Somewhat beyond the scope of this entry (but useful if you plan on going on any quiz shows!) is a mention of how pervasive this patron saint of penitents is in Christian hagiography. Icons of Mary of Egypt are abundant in the Orthodox and Coptic faiths and, as well, there are numerous paintings of her in the Latin church, including ones by A. Vaccaro, de Ribera, Tintoretto, and Luca Giordano. (That last one, sadly, was stolen from the other Egiziaca church in Naples, mentioned above, in 1993 and, to my knowledge, has not been recovered). Farther afield, she crops up in Robert Graves' The White Goddess (1948): "...Mary of Egypt can be identified with "Mary Gipsy", a virgin with a blue robe and a pearl necklace.
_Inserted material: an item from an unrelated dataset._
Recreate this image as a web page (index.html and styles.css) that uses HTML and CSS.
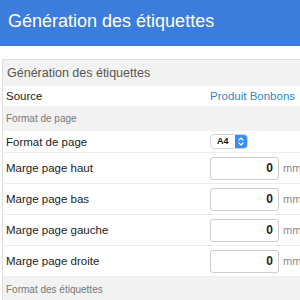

Otherwise known as Marina, Marian or "Maria Stellis". She is supposedly a remote descendant of Aphrodite, the love goddess from the sea." There are also at least two 20th-century operas based on the life of Mary of Egypt, by John Travener (1992) and Ottorino Resphigi (1932). Perhaps the foremost example that comes to mind combines music and literature: Mary of Egypt appears as one of the three Penitent Women at the end of Goethe's Faust. They are: the woman who washes Christ's feet with her tears (in Luke, ch. 7), the Samaritan woman at the well (in John, ch. 4 ), and Maria Aegyptiaca. They offer prayers to Mater Gloriosa to intercede for the salvation of Faust's soul, and the text of those prayers was then incorporated into Mahler's magnificent symphony no. 8, the so-called "Symphony of a Thousand."

sources:

Ruotolo, Renato. "Santa Maria Egiziaca a Pizzofalcone." Entry in Napoli Sacra, Guida alle Chiese della Città. Itinerario 12. Sopraintendenza per i Beni Artistici e Storici. Pub. Elio De Rosa, Pozzuoli, 1996.